トップ > 目と耳のライディング > バックナンバーインデックス > 2008 > 第171回


◆第171回 アンカー展(24.march.2008)

『アンカー展』 郡山市立美術館 2008年2月2日-3月23日

 アンカーという名前と作品の写真だけから、女性の画家と思いこんでいた。もうひとつ、これは女性と子供(年齢だけを意味するのではない)向けの絵だと思いこんでもいた。そういう先入観を持った僕自身が「子供」だったことを展覧会に行って思い知らされ、反省している。

 アルベルト・アンカー(1831-1910)はドガやセザンヌとほぼ同時代の画家で、スイス本国では国民的画家として親しまれているという。
 写実による端正な肖像画と風俗画(生活の一場面などを描いた絵)は、日本人受けしそうなのに、不思議なことにこれまで日本ではちゃんと紹介されたことがなかった。

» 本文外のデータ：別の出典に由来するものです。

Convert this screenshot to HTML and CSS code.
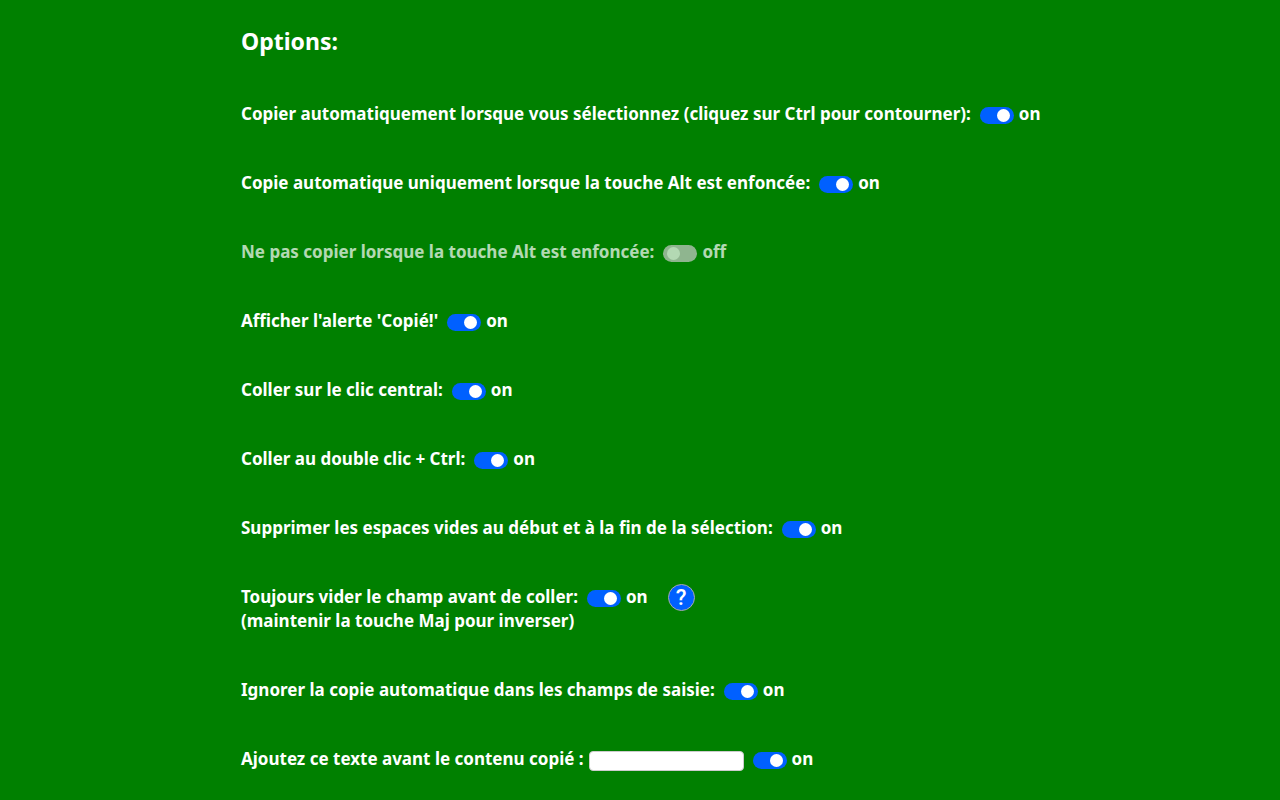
FILE: index.html
```html
<!DOCTYPE html>
<html lang="fr">
<head>
<meta charset="utf-8">
<title>Options</title>
<link rel="stylesheet" href="styles.css">
</head>
<body>
<main class="options">
<h1 class="title">Options:</h1>
<div class="option"><label for="o1">Copier automatiquement lorsque vous sélectionnez (cliquez sur Ctrl pour contourner):</label><input class="switch" type="checkbox" id="o1" checked><span>on</span></div>
<div class="option"><label for="o2">Copie automatique uniquement lorsque la touche Alt est enfoncée:</label><input class="switch" type="checkbox" id="o2" checked><span>on</span></div>
<div class="option disabled"><label for="o3">Ne pas copier lorsque la touche Alt est enfoncée:</label><input class="switch" type="checkbox" id="o3" disabled><span>off</span></div>
<div class="option"><label for="o4">Afficher l'alerte 'Copié!'</label><input class="switch" type="checkbox" id="o4" checked><span>on</span></div>
<div class="option"><label for="o5">Coller sur le clic central:</label><input class="switch" type="checkbox" id="o5" checked><span>on</span></div>
<div class="option"><label for="o6">Coller au double clic + Ctrl:</label><input class="switch" type="checkbox" id="o6" checked><span>on</span></div>
<div class="option"><label for="o7">Supprimer les espaces vides au début et à la fin de la sélection:</label><input class="switch" type="checkbox" id="o7" checked><span>on</span></div>
<div class="option-group">
<div class="option"><label for="o8">Toujours vider le champ avant de coller:</label><input class="switch" type="checkbox" id="o8" checked><span>on</span><button class="help" type="button">?</button></div>
<p class="note">(maintenir la touche Maj pour inverser)</p>
</div>
<div class="option"><label for="o9">Ignorer la copie automatique dans les champs de saisie:</label><input class="switch" type="checkbox" id="o9" checked><span>on</span></div>
<div class="option"><label for="prefix">Ajoutez ce texte avant le contenu copié :</label><input class="text" type="text" id="prefix"><input class="switch" type="checkbox" id="o10" aria-label="Activer" checked><span>on</span></div>
</main>
</body>
</html>
```
FILE: styles.css
```css
body {
  margin: 0;
  background: #008000;
  color: #fff;
  font: bold 17px/24px "Segoe UI", "Noto Sans", "Open Sans", sans-serif;
}
.options {
  display: flex;
  flex-direction: column;
  gap: 45px;
  box-sizing: border-box;
  max-width: 800px;
  margin: 0 auto;
  padding: 25px 0 28px 1px;
}
.title {
  margin: 0;
  font-size: 23px;
  line-height: 32px;
}
.option {
  display: flex;
  align-items: center;
  height: 24px;
  white-space: nowrap;
}
.disabled { opacity: .7; }
.switch {
  appearance: none;
  display: flex;
  align-items: center;
  justify-content: flex-end;
  flex: none;
  box-sizing: border-box;
  width: 34px;
  height: 17px;
  margin: 3px 5px 0 9px;
  padding: 2px 4px;
  border-radius: 9px;
  background: #0060ff;
}
.switch::before {
  content: "";
  width: 13px;
  height: 13px;
  border-radius: 50%;
  background: #fff;
}
.switch:disabled {
  justify-content: flex-start;
  background: #ccc;
}
.text {
  box-sizing: border-box;
  width: 155px;
  height: 20px;
  margin: 3px 0 0 5px;
  border: 1px solid #ccc;
  border-radius: 4px;
  background: #fff;
}
.help {
  box-sizing: border-box;
  width: 27px;
  height: 27px;
  margin: 1px 0 0 20px;
  padding: 0;
  border: 1px solid #aaa;
  border-radius: 50%;
  background: #0060ff;
  color: #fff;
  font: 500 22px/25px Roboto, sans-serif;
}
.note { margin: 0; }
```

 室内を描いた作品の前でフェルメールを連想したら、別の絵の解説でフェルメールの影響が言及されていた。写真で見て興味を持っていた水彩風景画は、なんとハガキほどのサイズなので驚いた。縦30センチくらいの絵を想像していたのだ。
 水彩による人物画は人気を博してアンカーの生計を支えると共に、その名を不同のものにした。岩手在住の人気画家藤井勉氏の作品にアンカーの研究があとが見られると思うが、これは専門家の意見をうかがいたい。

 アンカーはありふれた日常の光景を描いたのだと思うが、今となっては「失われた平凡さ」(もっというなら、「平凡さゆえの平和な光景」)であり、それが我々の心に滲みる。
 また、幼くして亡くした二人の子を描いた作品の前では涙を禁じ得なかった。

 郡山市立美術館は明治美術の充実したコレクションも持っていて、これまでに3度ばかりお邪魔している。
明治美術というのは、日本に油絵の画法が本格的に入ってきた時期に描かれた洋画の作品群だ。それに、洋画の影響を受けつつ伝統からの脱皮を図った日本画も加わる。明治期には洋画と日本画のせめぎ合いがあり、融合があった。いずれにしても、何か鬼気せまるような異様な力に満ちているのが明治美術の特徴だ。
 この常設展示だけでもかなり見応えがあるのでぜひ足を運んでいただきたい。

◆このごろの斎藤純

〇40年の歴史を持つ文芸タウン誌『街もりおか』の編集長を引き継ぐことになった。「二足のわらじをはくことになった」と挨拶をしたら、「二足どころじゃないだろう」と返された。まったくそのとおりでますます身動きがとれなくなってしまった。